You are now playing with the casino's money. You have successfully transitioned from a desperate retail gambler trying to pass a test, into a disciplined financial architect managing institutional capital. From this point on, you can slowly begin to scale your risk back up to normal levels (e.g., 0.5%). Because you have built an emotional and financial buffer, a normal 2% drawdown will no longer cause you to sweat or panic. You will execute your edge flawlessly.
Frequently Asked Questions (FAQ)
What is the best risk percentage for a funded account?
For your first payout cycle, risking between 0.15% and 0.25% per trade is highly recommended. It prevents emotional collapse during a losing streak. Once you secure your first payout and build a buffer, scaling up to a strict 0.5% per trade is the industry standard for professional prop firm traders.
Should I leave my profit in the account to compound it?
Absolutely not during your first few months. Prop firms are not traditional banks; your goal is extraction, not compounding. You should withdraw your profits at every available opportunity (bi-weekly or monthly). If you want to compound, take your payouts and use them to buy larger challenges (scaling horizontally) or fund your own personal brokerage account.

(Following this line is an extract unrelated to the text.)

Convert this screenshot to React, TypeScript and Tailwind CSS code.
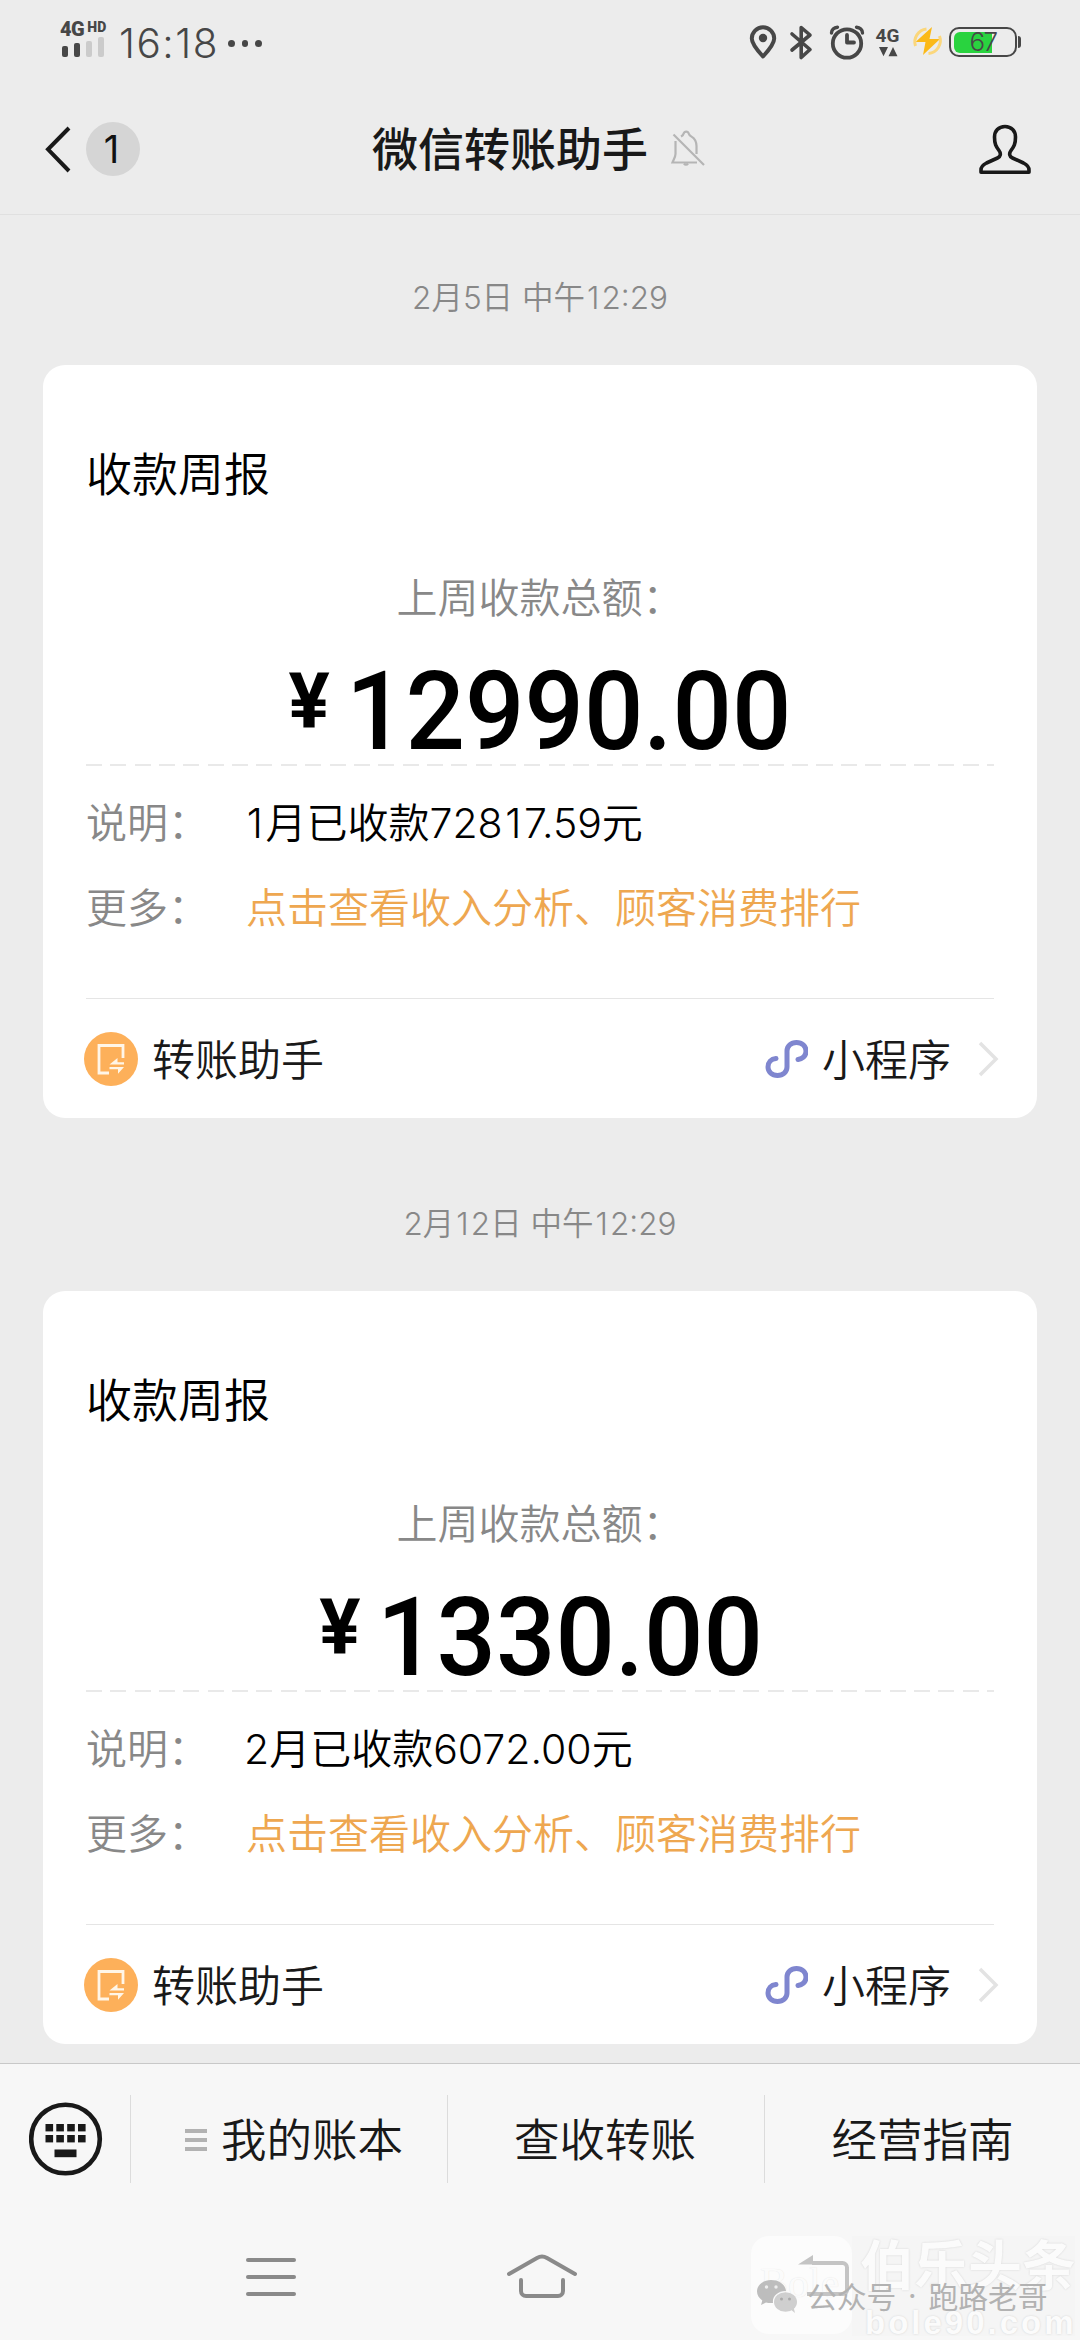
import React from "react";

const font = "font-['Inter','Noto_Sans_CJK_SC',sans-serif]";

/* Gives the narrow figure 1 a little room on both sides. */
function Figures({ text }: { text: string }) {
  return (
    <>
      {text.split(/(1)/).map((part, i) =>
        part === "1" ? (
          <span key={i} className="px-[0.065em]">1</span>
        ) : (
          part
        ),
      )}
    </>
  );
}

function StatusBar() {
  return (
    <div className="flex h-[86px] items-start text-[#474747]">
      <div className="ml-[60px] mt-[20px] flex w-[50px] flex-col">
        <div className="flex h-[18px] items-start font-['Roboto',sans-serif] font-black">
          <span className="text-[20px] leading-[19px] tracking-[-0.5px]">4G</span>
          <span className="ml-[3px] text-[14px] leading-[14px] tracking-[0.2px]">HD</span>
        </div>
        <div className="ml-[2px] flex h-[19px] items-end gap-[6px]">
          <i className="h-[11px] w-[6px] rounded-[2px] bg-[#474747]" />
          <i className="h-[14px] w-[6px] rounded-[2px] bg-[#474747]" />
          <i className="h-[16px] w-[6px] rounded-[2px] bg-[#cbcbcb]" />
          <i className="h-[20px] w-[6px] rounded-[2px] bg-[#cbcbcb]" />
        </div>
      </div>
      <span className="ml-[9px] mt-[19px] w-[100px] whitespace-nowrap text-[40.500px] font-[350] leading-[50px] tracking-[1.500px]">16:18</span>
      <div className="ml-[9px] mt-[40px] flex gap-[7px]">
        <i className="size-[6.5px] rounded-full bg-[#474747]" />
        <i className="size-[6.5px] rounded-full bg-[#474747]" />
        <i className="size-[6.5px] rounded-full bg-[#474747]" />
      </div>
      <div className="ml-auto mt-[20px] flex h-[44px] items-center">
        <svg width="160" height="44" viewBox="745 20 160 44" fill="none" stroke="#474747">
          <path d="M763 56.500C757 50 751.800 44 751.800 38.500a11.200 11.200 0 0 1 22.400 0C774.200 44 769 50 763 56.500Z" strokeWidth="4" strokeLinejoin="round" />
          <circle cx="763" cy="38" r="4.200" fill="#474747" stroke="none" />
          <path d="M792 34l18 15.500-8.800 8V27.500l8.800 7.500-18 15" strokeWidth="3.600" strokeLinecap="round" strokeLinejoin="round" />
          <circle cx="847" cy="43.500" r="14.200" strokeWidth="3.800" />
          <path d="M847 35v7.500h7" strokeWidth="3.800" strokeLinecap="round" strokeLinejoin="round" />
          <path d="M831.500 33c0-3 2.500-5.500 6-5.800M862.500 33c0-3-2.500-5.500-6-5.800" strokeWidth="3.400" strokeLinecap="round" />
          <path d="M879 47h9l-4.500 9.200ZM888.500 56.200h9L893 47Z" fill="#474747" stroke="none" />
          <text x="875.500" y="41.500" fill="#474747" stroke="none" className="font-['Roboto',sans-serif] text-[19px] font-bold">4G</text>
        </svg>
        <svg className="ml-[6px]" width="34" height="34" viewBox="910 26 34 34">
          <path d="M931 28l-16.500 15h10L922 56l17-16h-10.500Z" fill="#fbb918" />
          <path d="M914.500 47a13 13 0 0 1 11-17M938.500 37a13 13 0 0 1-11 17.500" fill="none" stroke="#fbd77c" strokeWidth="3" />
        </svg>
        <div className="relative ml-[4px] h-[30px] w-[68px] rounded-[10px] border-[2.500px] border-[#474747] p-[2.500px]">
          <div className="h-full w-[38px] rounded-l-[6px] bg-[#29d33f]" />
          <span className="absolute inset-0 text-center text-[26px] font-light leading-[26px] tracking-[-1.500px]">67</span>
        </div>
        <i className="ml-[1px] mr-[59px] h-[12px] w-[3px] rounded-r-[3px] bg-[#474747]" />
      </div>
    </div>
  );
}

function Header() {
  return (
    <div className="flex h-[129px] items-start border-b border-[#e0e0e0]">
      <svg className="ml-[43px] mt-[38px]" width="28" height="50" viewBox="43 124 28 50" fill="none" stroke="#191919" strokeWidth="4">
        <path d="M69 128 48 149.300 69 171" />
      </svg>
      <div className="ml-[15px] mt-[36px] size-[54px] rounded-full bg-[#d5d5d5] pr-[3px] text-center text-[38px] leading-[54px] text-[#111]">1</div>
      <div className="ml-[232px] mt-[33px] text-[46px] font-medium leading-[60px] text-[#191919]">微信转账助手</div>
      <svg className="ml-[22px] mt-[43px]" width="36" height="38" viewBox="670 129 36 38" fill="none" stroke="#b5b5b5" strokeWidth="2.200">
        <path d="M675.500 141v13c0 3-2 6-3 8.500h24.500M681 136.500c1.500-.8 2.300-1.500 2.500-2.700 1-3 4.500-3 5.300 0 .4 1.500 1.200 2 2.700 2.800 3.500 2 5 5 5 9.500v8" />
        <path d="M673.500 134.500 704 165M684 163.500c1 1.400 3 1.400 4 0" />
      </svg>
      <svg className="ml-auto mr-[46px] mt-[36px]" width="58" height="54" viewBox="976 122 58 54" fill="none" stroke="#191919" strokeWidth="3.600" strokeLinejoin="round">
        <path d="M1005 126.500c-6.500 0-10.500 4.700-10.500 10.500 0 7 1.500 9.500 4.500 13.500 2.200 3 1.700 6-1.500 7.500l-11 5c-4.500 2.200-5.500 4-5.500 7v2.200h48v-2.200c0-3-1-4.800-5.500-7l-11-5c-3.200-1.500-3.700-4.500-1.500-7.500 3-4 4.500-6.500 4.500-13.500 0-5.800-4-10.500-10.500-10.500Z" />
      </svg>
    </div>
  );
}

function DateLabel({ text }: { text: string }) {
  return (
    <div className="text-center text-[31.500px] font-[350] leading-[40px] text-[#888]">
      <Figures text={text} />
    </div>
  );
}

function Field({ label, children }: { label: string; children: React.ReactNode }) {
  return (
    <div className="flex text-[41px] font-[350] leading-[50px]">
      <span className="w-[160px] text-[#888]">{label}：</span>
      {children}
    </div>
  );
}

function ReportCard({ amount, summary }: { amount: string; summary: string }) {
  return (
    <section className="mx-[43px] mt-[47px] h-[753px] rounded-[22px] bg-white px-[43px] pt-[79px]">
      <h2 className="text-[46px] font-[350] leading-[60px] text-black">收款周报</h2>
      <div className="mt-[69px] text-center text-[41px] font-[350] leading-[50px] text-[#888]">上周收款总额：</div>
      <div className="mt-[37px] flex h-[104px] items-center justify-center pl-px font-['Roboto',sans-serif] text-black">
        <span className="mb-[20px] mr-[16px] text-[77px] font-bold leading-[84px]">¥</span>
        <span className="-mr-[17px] origin-left scale-x-96 text-[109px] font-medium leading-[104px]">{amount}</span>
      </div>
      <div className="h-[2px] bg-[repeating-linear-gradient(90deg,#e9e9e9_0_16px,transparent_16px_24.350px)]" />
      <div className="mt-[32px]">
        <Field label="说明">
          <span className="-ml-[2px] text-black">
            <Figures text={summary} />
          </span>
        </Field>
      </div>
      <div className="mt-[35px]">
        <Field label="更多">
          <span className="text-[#eea750]">点击查看收入分析、顾客消费排行</span>
        </Field>
      </div>
      <div className="mt-[65px] h-px bg-[#e5e5e5]" />
      <div className="flex h-[119px] items-center text-[43px] font-[350] text-[#191919]">
        <svg className="-ml-[2px]" width="54" height="54" viewBox="0 0 54 54" fill="none">
          <circle cx="27" cy="27" r="27" fill="#fdb05a" />
          <path d="M25 41H15V13.500h24V26" stroke="#fff6e8" strokeWidth="2.800" />
          <path d="M25.500 32.500H40v-2.200h-6.500V26ZM40 35H25.500v2.200H34v4.600Z" fill="#fff6e8" />
        </svg>
        <span className="ml-[14px] mt-[2px] leading-[60px]">转账助手</span>
        <svg className="ml-auto" width="44" height="42" viewBox="764 1037 44 42" fill="none" stroke="#7f86cf" strokeWidth="5" strokeLinecap="round">
          <path d="M776 1057.500c-5 .5-8 4-8 8.500 0 5 4 8.500 9.500 8.500s9.500-3.500 9.500-8.500v-16c0-5 4-8.500 9.500-8.500s9.500 3.500 9.500 8.500c0 4.500-3 7.500-8 8.500" />
        </svg>
        <span className="ml-[14px] mt-[2px] leading-[60px]">小程序</span>
        <svg className="-mr-[6px] ml-[25px]" width="24" height="38" viewBox="0 0 24 38" fill="none" stroke="#e3e3e3" strokeWidth="3.500">
          <path d="m4 3 16 16L4 35" />
        </svg>
      </div>
    </section>
  );
}

function Watermark() {
  return (
    <div className="absolute left-[751px] top-[2236px] flex h-[100px] w-[324px]">
      <div className="relative h-[98px] w-[101px] rounded-[18px] bg-white/60">
        <span className="absolute left-[9px] top-[22px] font-['Liberation_Serif',serif] text-[42px] leading-[50px] text-[#fbfbfb] [text-shadow:0_0_1px_#e2e2e2]">Bole</span>
      </div>
      <div className="relative flex-1 bg-[#f5f5f5]">
        <div className="absolute left-[8px] top-[-4px] whitespace-nowrap text-[54px] font-bold leading-[70px] text-[#fbfbfb] [text-shadow:0_0_2px_#d0d0d0]">伯乐头条</div>
        <div className="absolute left-[13px] top-[69px] font-['Liberation_Sans',sans-serif] text-[33px] font-bold leading-[36px] tracking-[3px] text-[#fbfbfb] [text-shadow:0_0_2px_#d0d0d0]">bole90.com</div>
      </div>
      <svg className="absolute left-[4px] top-[16px]" width="100" height="64" viewBox="755 2252 100 64">
        <path d="M812 2263h30.500a4.500 4.500 0 0 1 4.500 4.500V2290a4 4 0 0 1-4 4H807" fill="none" stroke="#c4c4c4" strokeWidth="4" />
        <path d="M798 2264.500 813 2255v9.500Z" fill="#c4c4c4" />
        <path d="M771 2280c8.500 0 14.500 5 15 11-9 0-14 6-13 12-2 .3-5 0-7-.6l-5 2.600 1.300-4.500c-3.300-2.500-5.300-5.500-5.300-9 0-6.500 6-11.500 14-11.500Z" fill="#bdbdbd" />
        <ellipse cx="785.500" cy="2302" rx="11.500" ry="9.800" fill="#cfcfcf" />
        <path d="m790 2309 5 4-1.500-6Z" fill="#cfcfcf" />
        <circle cx="766.500" cy="2287" r="1.700" fill="#eee" />
        <circle cx="776" cy="2287" r="1.700" fill="#eee" />
        <circle cx="781.500" cy="2299" r="1.500" fill="#aaa" />
        <circle cx="789.500" cy="2299" r="1.500" fill="#aaa" />
      </svg>
      <div className="absolute left-[56px] top-[41px] flex font-['Noto_Sans_CJK_SC',sans-serif] text-[29.800px] leading-[36px] text-[#b2b2b2]">
        <span>公众号</span>
        <span className="w-[32px] text-center font-['Inter',sans-serif]">·</span>
        <span>跑路老哥</span>
      </div>
    </div>
  );
}

function BottomBar() {
  return (
    <div className="mt-[19px] flex-1 border-t border-[#c8c8c8] bg-[#f7f7f7]">
      <div className="flex h-[150px] items-center text-[45.500px] font-[350] text-[#191919]">
        <svg className="ml-[29px]" width="74" height="74" viewBox="0 0 74 74">
          <circle cx="36.500" cy="37" r="34.300" fill="none" stroke="#191919" strokeWidth="4.600" />
          <g fill="#191919">
            {[16.5, 27.3, 38.2, 49].map((x) => (
              <React.Fragment key={x}>
                <rect x={x} y="22" width="7.600" height="7.400" />
                <rect x={x} y="33" width="7.600" height="7.400" />
              </React.Fragment>
            ))}
            <rect x="25.500" y="47.500" width="22" height="7.700" />
          </g>
        </svg>
        <i className="ml-[27px] h-[88px] w-px bg-[#dcdcdc]" />
        <div className="ml-[54px] flex w-[262px] items-center">
          <div className="mt-[2px] flex flex-col gap-[5.500px]">
            <i className="h-[3.500px] w-[22px] bg-[#b2b2b2]" />
            <i className="h-[3.500px] w-[22px] bg-[#b2b2b2]" />
            <i className="h-[3.500px] w-[22px] bg-[#b2b2b2]" />
          </div>
          <span className="ml-[14px] mt-[5px] whitespace-nowrap">我的账本</span>
        </div>
        <i className="h-[88px] w-px bg-[#dcdcdc]" />
        <span className="mt-[5px] w-[316px] pr-[2px] text-center">查收转账</span>
        <i className="h-[88px] w-px bg-[#dcdcdc]" />
        <span className="mt-[5px] flex-1 text-center">经营指南</span>
      </div>
      <div className="flex h-[126px] items-center">
        <div className="ml-[246px] flex flex-col gap-[13px]">
          <i className="h-[4px] w-[50px] rounded-full bg-[#8a8a8a]" />
          <i className="h-[4px] w-[50px] rounded-full bg-[#8a8a8a]" />
          <i className="h-[4px] w-[50px] rounded-full bg-[#8a8a8a]" />
        </div>
        <svg className="ml-[208px]" width="76" height="50" viewBox="503 2252 76 50" fill="none" stroke="#8a8a8a" strokeWidth="4" strokeLinecap="round" strokeLinejoin="round">
          <path d="M508 2274 536 2258q5-3 10 0l28 16M520 2280v11a5 5 0 0 0 5 5h32a5 5 0 0 0 5-5v-11" />
        </svg>
      </div>
    </div>
  );
}

export default function App() {
  return (
    <main className={`relative flex h-[2340px] w-[1080px] flex-col overflow-hidden bg-[#ececec] ${font}`}>
      <StatusBar />
      <Header />
      <div className="mt-[63px]">
        <DateLabel text="2月5日 中午12:29" />
      </div>
      <ReportCard amount="12990.00" summary="1月已收款72817.59元" />
      <div className="mt-[86px]">
        <DateLabel text="2月12日 中午12:29" />
      </div>
      <ReportCard amount="1330.00" summary="2月已收款6072.00元" />
      <BottomBar />
      <Watermark />
    </main>
  );
}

What happens if I go into drawdown immediately after getting funded?
This happens frequently due to normal probability distribution. If you take a loss on your very first live trade, the anxiety will spike. This is precisely why Step 1 (slicing your risk) is critical. If you only risk 0.25%, a loss barely dents your account. Step away from the charts for 24 hours, recalibrate your Daily Bias, and wait for a pristine, A+ setup before re-entering the market.
Conclusion: Respect the Arena
Earning a funded account is a testament to your technical skill, but keeping it is the ultimate test of your psychological fortitude. Do not fall victim to the Illusion of Arrival. The real work begins the moment the account goes live. Respect the math, cut your risk, secure that first buffer payout, and transform yourself into a lethal, emotionless executor of algorithmic price delivery.